Servings: 3                Cooking Time:  35 min                       Difficulty: Medium


  • 1 pack of noodles
  • 1/2 cup Chinese black bean paste (춘장 chunjang/choonjang)
  • 1/3 cup vegetable oil (for sauteeing chunjang)
  • 3 Tbsp vegetable oil (for sauteing veg)
  • 1/2 cup or 3 fresh, dried, or fresh shiitake mushrooms, chopped (optional)
  • 3 oz (80g) pork loin, cut into cubes
  • 1 medium-size onion, chopped
  • 1 1/2 cup cabbage, chopped
  • 1/2 cup zucchini, chopped
  • 1 carrot, chopped (optional)
  • 2 green onions, chopped
  • 1/2 cucumber, julienned (as garnish)
  • 1 Tbsp sugar
  • 1 cup water
  • Cornstarch slurry – 1/4 cup water + 1 Tbsp cornstarch


  1. Begin by bringing a pot of water to a boil. Add your noodles, cooking according to the package’s directions. 


  1. Prepare the meat and vegetables by chopping them into cubes.


  1. Add ½ cup of black bean paste and ⅓ cup of oil into a pan on medium/medium-high heat. Stir often. It should bubble. Cook for about 7 minutes. Remove the black bean paste from the pan and set aside, discarding the oil. 


  1. In another pan, heat 2 Tbsp of oil over medium heat. Sauté the onions and cabbage for 10 minutes, or until the onions become translucent. Remove and set aside.


  1. In the same pan, cook pork on medium-high heat for 2 – 3 minutes. 
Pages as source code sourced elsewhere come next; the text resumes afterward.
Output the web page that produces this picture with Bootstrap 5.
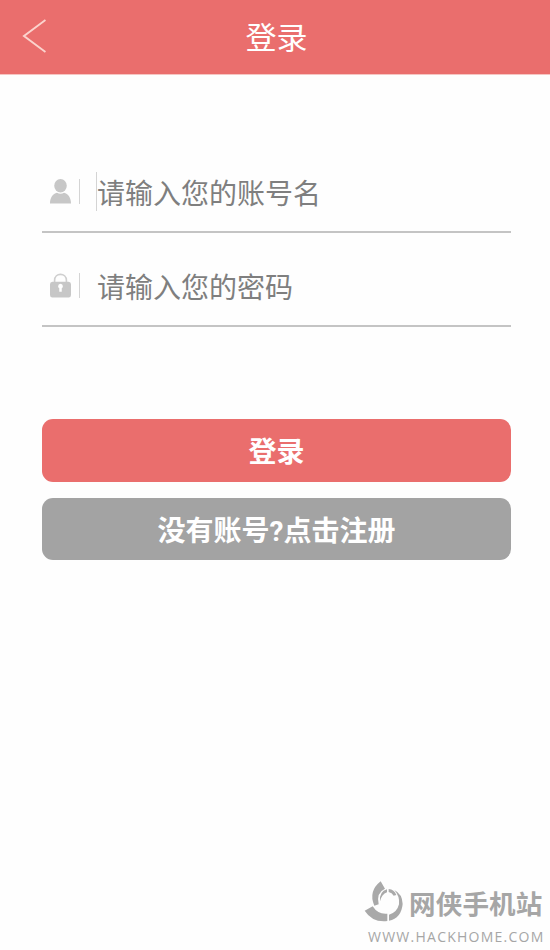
<!DOCTYPE html>
<html lang="zh-CN">
<head>
<meta charset="utf-8">
<meta name="viewport" content="width=device-width, initial-scale=1">
<title>登录</title>
<link href="https://cdn.jsdelivr.net/npm/bootstrap@5.3.0/dist/css/bootstrap.min.css" rel="stylesheet">
<style>
body{font-family:"Noto Sans CJK SC",sans-serif;background:#fefefe}
svg{display:block;flex:none}
.topbar{height:75px;background:#ea6e6d;border-bottom:1px solid #f6c5c2;padding:0 19px 0 22px}
.topbar h1{font-size:31px;line-height:72px;padding-bottom:2px;font-weight:400}
.side{width:24px}
.login-form{padding:64px 39px 0 42px}
.field{height:94px;border-bottom:2px solid #c4c4c4;padding:13px 0 0 8px}
.sep{width:1px;height:25px;background:#d4d4d4;margin-left:8px}
.field input{font-size:28px;line-height:40px;height:40px;margin-left:17px;color:#7f7f7f}
.field input::placeholder{color:#7f7f7f;opacity:1}
.caret{width:1px;height:39px;background:#d4d4d4;margin:0 -1px 0 16px}
.caret + input{margin-left:1px}
.actions{padding-top:92px;gap:16px}
.btn-login,.btn-join{height:62.5px;border:0;border-radius:11px;font-family:Roboto,"Noto Sans CJK SC",sans-serif;font-size:28px;line-height:57px;font-weight:700;padding:5px 0 0;color:#fff}
.btn-login,.btn-login:hover{background:#ea6e6d;color:#fff}
.btn-join,.btn-join:hover{background:#a3a3a3;color:#fff}
.site-mark{width:190px;height:75px;color:#a6a6a6}
.site-name{font-size:26.5px;line-height:34px;font-weight:700;letter-spacing:.2px;margin:11px 0 0 -1px}
.site-url{font-family:"Open Sans",sans-serif;font-size:14px;line-height:18px;letter-spacing:1.25px;padding-left:8px;margin-top:3px;font-weight:500}
</style>
</head>
<body>
<div class="d-flex flex-column min-vh-100 overflow-hidden">
  <header class="topbar d-flex align-items-center justify-content-between">
    <a href="#" class="side" aria-label="返回"><svg width="24" height="36" viewBox="0 0 24 36" fill="none" stroke="#fbd3cd" stroke-width="2"><path d="M23.500 1 2 17 23.500 33"/></svg></a>
    <h1 class="text-white m-0">登录</h1>
    <span class="side"></span>
  </header>
  <form class="login-form">
    <div class="field d-flex align-items-center">
      <svg width="21" height="26" viewBox="0 0 22 26" preserveAspectRatio="none" fill="#c7c7c7"><ellipse cx="11" cy="6.700" rx="6.600" ry="6.700"/><path d="M0 24.500C0 18.500 3 15 7.300 13.800Q11 15.600 14.700 13.800C19 15 22 18.500 22 24.500Z"/></svg>
      <span class="sep"></span>
      <span class="caret"></span>
      <input class="border-0 p-0 bg-transparent flex-grow-1 shadow-none" type="text" placeholder="请输入您的账号名">
    </div>
    <div class="field d-flex align-items-center">
      <svg width="21" height="26" viewBox="0 0 22 26" preserveAspectRatio="none"><path d="M4.800 11V7.500C4.800-.7 17.200-.7 17.200 7.500V11" fill="none" stroke="#cfcfcf" stroke-width="1.700"/><rect y="8.800" width="22" height="15.700" rx="2.500" fill="#c7c7c7"/><path d="M8.500 13.200a2.500 2.500 0 0 1 5 0q0 1.300-1.200 2.100v3.500h-2.600v-3.500q-1.200-.8-1.200-2.100" fill="#fff"/></svg>
      <span class="sep"></span>
      <input class="border-0 p-0 bg-transparent flex-grow-1 shadow-none" type="password" placeholder="请输入您的密码">
    </div>
    <div class="actions d-flex flex-column">
      <button type="button" class="btn btn-login w-100">登录</button>
      <button type="button" class="btn btn-join w-100">没有账号?点击注册</button>
    </div>
  </form>
  <footer class="site-mark mt-auto ms-auto">
    <div class="d-flex">
      <svg width="50" height="50" viewBox="0 0 150 150" fill="#a9a9a9"><path d="M62 19 75 41Q48 53 56 88L43 92Q24 49 62 19Z"/><path d="M14 107 38 94Q54 119 82 116V138Q37 143 14 107Z"/><path d="M103 45Q127 57 128 87 124 130 87 137V119Q111 113 117 88 120 64 103 45Z"/><path d="M60 79Q57 50 81 43V52Q65 58 60 79ZM86 42Q103 43 109 60L101 62Q96 53 86 51Z"/></svg>
      <div class="site-name text-nowrap">网侠手机站</div>
    </div>
    <div class="site-url text-nowrap">WWW.HACKHOME.COM</div>
  </footer>
</div>
<script src="https://cdn.jsdelivr.net/npm/bootstrap@5.3.0/dist/js/bootstrap.bundle.min.js"></script>
</body>
</html>
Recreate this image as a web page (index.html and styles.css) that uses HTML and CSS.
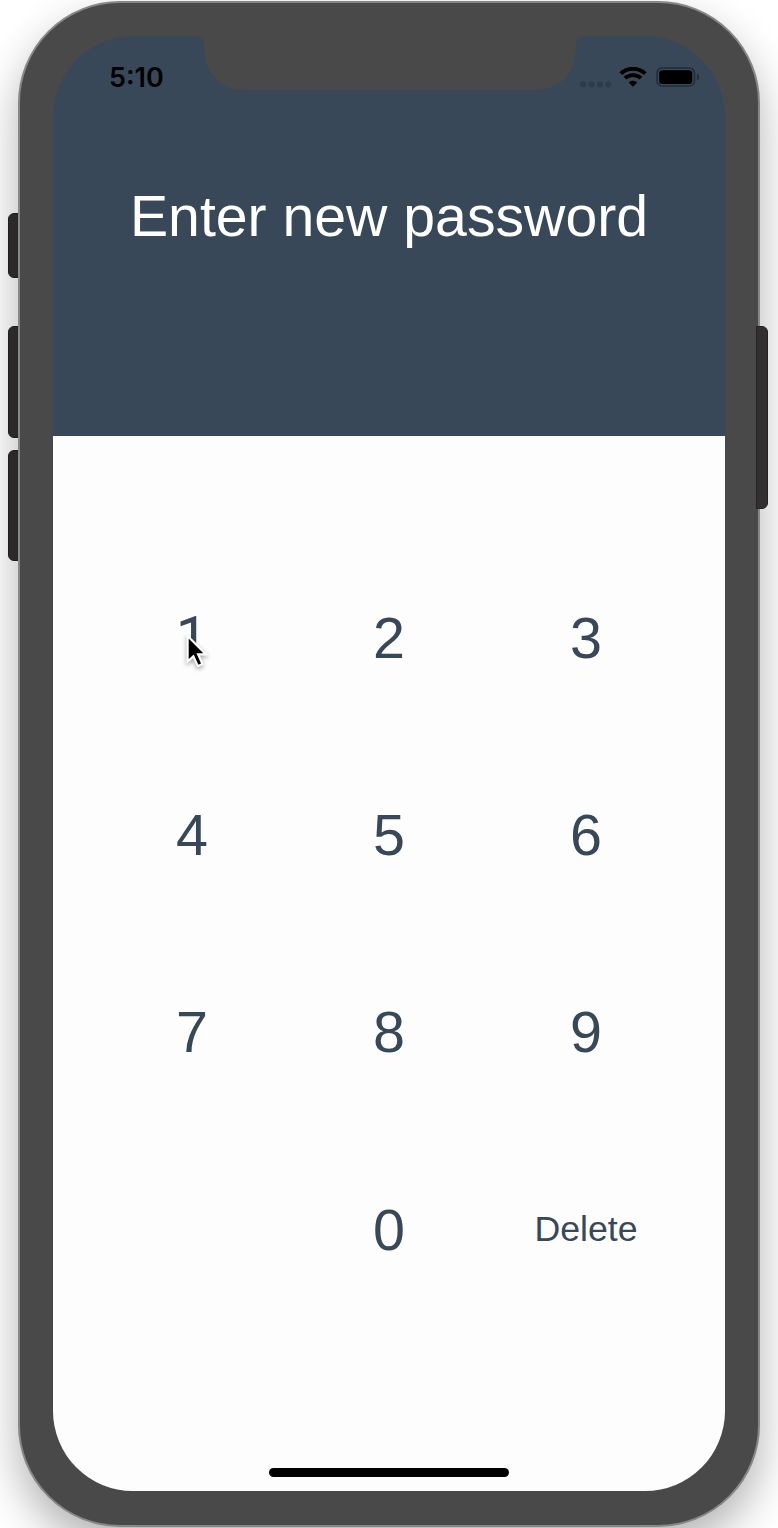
FILE: index.html
```
<!DOCTYPE html>
<html lang="en">
<head>
<meta charset="utf-8">
<title>Enter new password</title>
<link rel="stylesheet" href="styles.css">
</head>
<body>
<div class="phone">
  <span class="side-button mute"></span>
  <span class="side-button volume-up"></span>
  <span class="side-button volume-down"></span>
  <div class="case">
    <div class="screen">
      <header class="header">
        <div class="status-bar">
          <span class="time">5:10</span>
          <div class="indicators">
            <svg class="signal" width="32" height="7" viewBox="0 0 32 7"><circle cx="3.2" cy="3.5" r="3"/><circle cx="11.5" cy="3.5" r="3"/><circle cx="20" cy="3.5" r="3"/><circle cx="28.3" cy="3.5" r="3"/></svg>
            <svg class="wifi" width="28" height="20" viewBox="0 0 28 20"><path d="M1.8 6.7C8.4.2 19.6.2 26.2 6.7" fill="none" stroke="#000" stroke-width="4"/><path d="M6 11.2c4.3-4.2 11.7-4.2 16 0" fill="none" stroke="#000" stroke-width="3.8"/><path d="M14 19.8l-4.2-4.3c2.2-2.3 6.2-2.3 8.4 0z"/></svg>
            <svg class="battery" width="44" height="20" viewBox="0 0 44 20"><rect x="1" y="1" width="37.5" height="18" rx="5" fill="none" stroke="#202c38" stroke-width="1.6"/><rect x="3.2" y="3.2" width="33" height="13.8" rx="3"/><path d="M41 6.5q2.2 1.3 2.2 3.5T41 13.500z" fill="#202c38"/></svg>
          </div>
        </div>
        <h1 class="title">Enter new password</h1>
      </header>
      <main class="keypad">
        <button class="key one">1</button>
        <button class="key">2</button>
        <button class="key">3</button>
        <button class="key">4</button>
        <button class="key">5</button>
        <button class="key">6</button>
        <button class="key">7</button>
        <button class="key">8</button>
        <button class="key">9</button>
        <span></span>
        <button class="key">0</button>
        <button class="key delete">Delete</button>
      </main>
      <div class="home-indicator"></div>
    </div>
  </div>
  <span class="side-button power"></span>
  <svg class="notch" width="390" height="55" viewBox="0 0 390 55"><path d="M0 0H390V1H386Q378 1 377.500 9C377 39 363 55 335 55H55C27 55 13 39 12.500 9Q12 1 4 1H0z" transform="translate(-4 0) scale(1.0205 1)"/></svg>
  <svg class="cursor" width="27" height="40" viewBox="0 0 30 44"><path d="M4 2V30.500L10.400 24.600L15.400 35.500L20.500 33.200L15.700 22.500H24.500z" fill="#000" stroke="#fff" stroke-width="2.400"/></svg>
</div>
</body>
</html>
```
FILE: styles.css
```
* {
  box-sizing: border-box;
}

body {
  margin: 0;
  background: #fff;
  font-family: "Liberation Sans", Arial, sans-serif;
}

.phone {
  position: relative;
  width: 778px;
  height: 1528px;
  padding: 1px 18px 1px;
  overflow: hidden;
}

.case {
  position: relative;
  width: 742px;
  height: 1526px;
  padding: 33px;
  border: 2px solid #858889;
  border-radius: 102px;
  background: #494949;
  box-shadow: 0 20px 44px rgba(0, 0, 0, 0.3);
}

.screen {
  display: flex;
  flex-direction: column;
  align-items: center;
  width: 672px;
  height: 1455px;
  border-radius: 80px;
  overflow: hidden;
  background: linear-gradient(#384859 400px, #fdfdfd 400px);
}

.header {
  width: 100%;
  height: 400px;
}

.status-bar {
  display: flex;
  justify-content: space-between;
  height: 82px;
  padding: 25px 25px 0 56px;
}

.time {
  font: 600 27px/33px Inter, sans-serif;
  color: #000;
}

.indicators {
  display: flex;
  align-items: flex-start;
  padding-top: 6px;
}

.signal {
  margin: 14px 7px 0 0;
  fill: #2d3b4a;
}

.wifi {
  margin-right: 9px;
}

.title {
  margin: 64px 0 0;
  font-size: 57.2px;
  line-height: 68px;
  font-weight: 400;
  text-align: center;
  color: #fff;
}

.keypad {
  display: grid;
  grid-template-columns: repeat(3, 197px);
  grid-auto-rows: 197.3px;
  margin-top: 103px;
}

.key {
  padding: 0;
  border: 0;
  background: none;
  font: 57.5px "Liberation Sans", Arial, sans-serif;
  color: #384859;
}

.one {
  font-family: Roboto, sans-serif;
}

.delete {
  font-size: 35.7px;
}

.home-indicator {
  width: 240px;
  height: 9px;
  margin: auto 0 14px;
  border-radius: 5px;
  background: #000;
}

/* Hardware details that sit on the edge of the case */
.side-button {
  position: absolute;
  left: 8px;
  width: 14px;
  border: 1px solid #222;
  border-radius: 6px 0 0 6px;
  background: #332f30;
}

.mute {
  top: 213px;
  height: 65px;
}

.volume-up {
  top: 326px;
  height: 112px;
}

.volume-down {
  top: 450px;
  height: 111px;
}

.power {
  top: 326px;
  left: 756px;
  width: 12px;
  height: 183px;
  border-radius: 0 6px 6px 0;
}

.notch {
  position: absolute;
  top: 35px;
  left: 195px;
  fill: #494949;
}

.cursor {
  position: absolute;
  top: 634px;
  left: 184px;
  filter: drop-shadow(0 2px 2px rgba(0, 0, 0, 0.35));
}
```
  1. Return the cabbage and onions to the pan with the pork. Add in 1 Tbsp of oil and the remaining vegetables. Cook over medium-high heat for 5 – 7 minutes. The vegetables should remain slightly crunchy. 


  1. Add the cooked black bean paste to the pan. Stir so that the paste coats the vegetable/pork mix evenly. 


  1. Stir fry for 2 minutes. Add 1 cup of water and 1 Tbsp of sugar. Stir well. Simmer for 3 – 4 minutes.


  1. Add cornstarch slurry, stirring for 2 – 3 minutes. The sauce is ready when it is a slightly thicker consistency than gravy.


  1. Serve over noodles with a cucumber garnish and enjoy.